バイクのコネクテッド技術につながるスマートヘルメットについて、解説していきます。
●クルマで採用されているHUDとは
「HUD(ヘッドアップディスプレイ)」は、クルマの車速やシフト位置、進行案内、警告表示、運転支援機能の作動状況などの情報を、ドライバーの前方2~3mほど先に浮かんでいるように虚像としてフロントウィンドウ下面に映し出す表示方法です。
ドライバーは、視線を大きく移動させることなく情報を確認し、前方に注意しながら運転に集中できます。そのため、情報認識の負荷と疲労が軽減し、安全運転にも貢献することから急速に普及しています。
HUDの映像表示には、上記ようにフロントウィンドウに映し出す「ドライビングディスプレイ方式」と、比較的ユニットがコンパクトで安価な別体の半透明なプラスチックディスプレイに映し出す「コンバイナー方式」の2種類があります。
●スマートヘルメット
バイク用のHUDは、右目の前または両目の前に設置されたスクリーンに情報を映し出すコンバイナー方式です。スマートヘルメットは、HUDとカメラ、スピーカー、通信モジュールで構成。スマホと通信することによってさまざまな情報をHUDに映し出したり、カメラの画像を表示させたり、またヘルメットに内蔵されたスピーカーで音声を聞くことができます。

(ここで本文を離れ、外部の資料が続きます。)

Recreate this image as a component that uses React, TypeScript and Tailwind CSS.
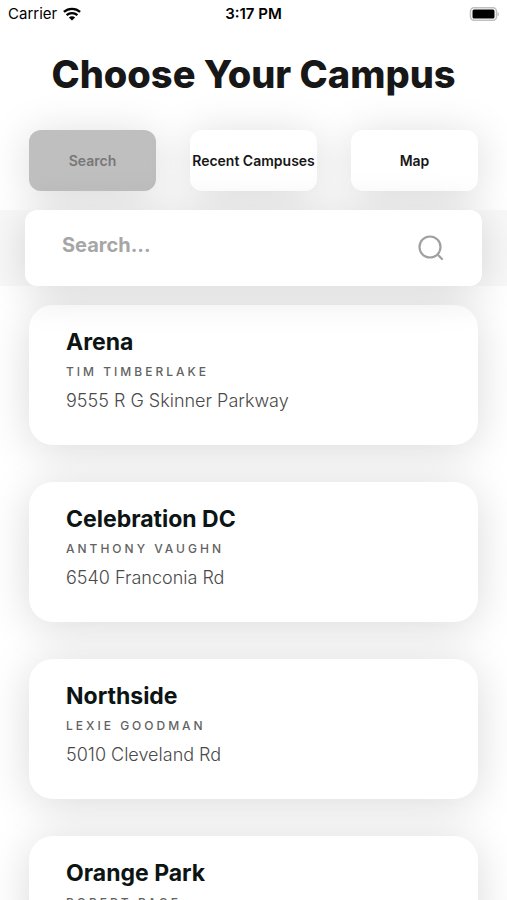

通常スピードメーターなどを見る場合は視線を大きく移動させる必要がありますが、HUDなら視線をほとんど動かす必要がありません。表示は数m先に虚像として見えるため、視点や焦点の移動が少なく疲労が軽減されます。また、後方カメラの映像もON/OFFスイッチによって邪魔にならない程度のサイズで映し出すことができます。
さらにスマホとBluetoothで接続できるので、スマホの専用ナビアプリの情報をHUD上に表示して安心してナビを活用することができます。
●スマートヘルメットの構成
スマートヘルメットの基本構成は、次の通りです。
ヘルメット後頭部にCPUとリアビューカメラを内蔵
・CPU:映像をはじめ、スマホとのBluetooth接続、音声機能を制御するコントロールユニット
・リアビューカメラ:180°近い広角カメラを装着、バイクのミラーでは死角となる広範囲を映し出す
ヘルメット側頭部にダクトとスピーカーを内蔵
・ダクト:左右の側頭部から走行風を導入してライダー頭部のムレ防止とCPUボードの冷却
・スピーカー:耳の位置に高出力スピーカーを内蔵
前面のシールド部
・HUD:スマホと連動したナビ情報やカメラによる後方映像を表示。例えば、道路分岐点までの距離、天気、バッテリー状態など
バイクでも、スマホを設置してナビアプリを利用するのが当たり前になっています。安全性の向上を目的に、最近クルマで普及が進んでいるHUD(ヘッドアップディスプレイ)が、バイクでもヘルメットに搭載するかたちで開発され、ついに実用化の段階になりました。視点や焦点の移動が少なくてすむので、バイク事故の減少が期待できます。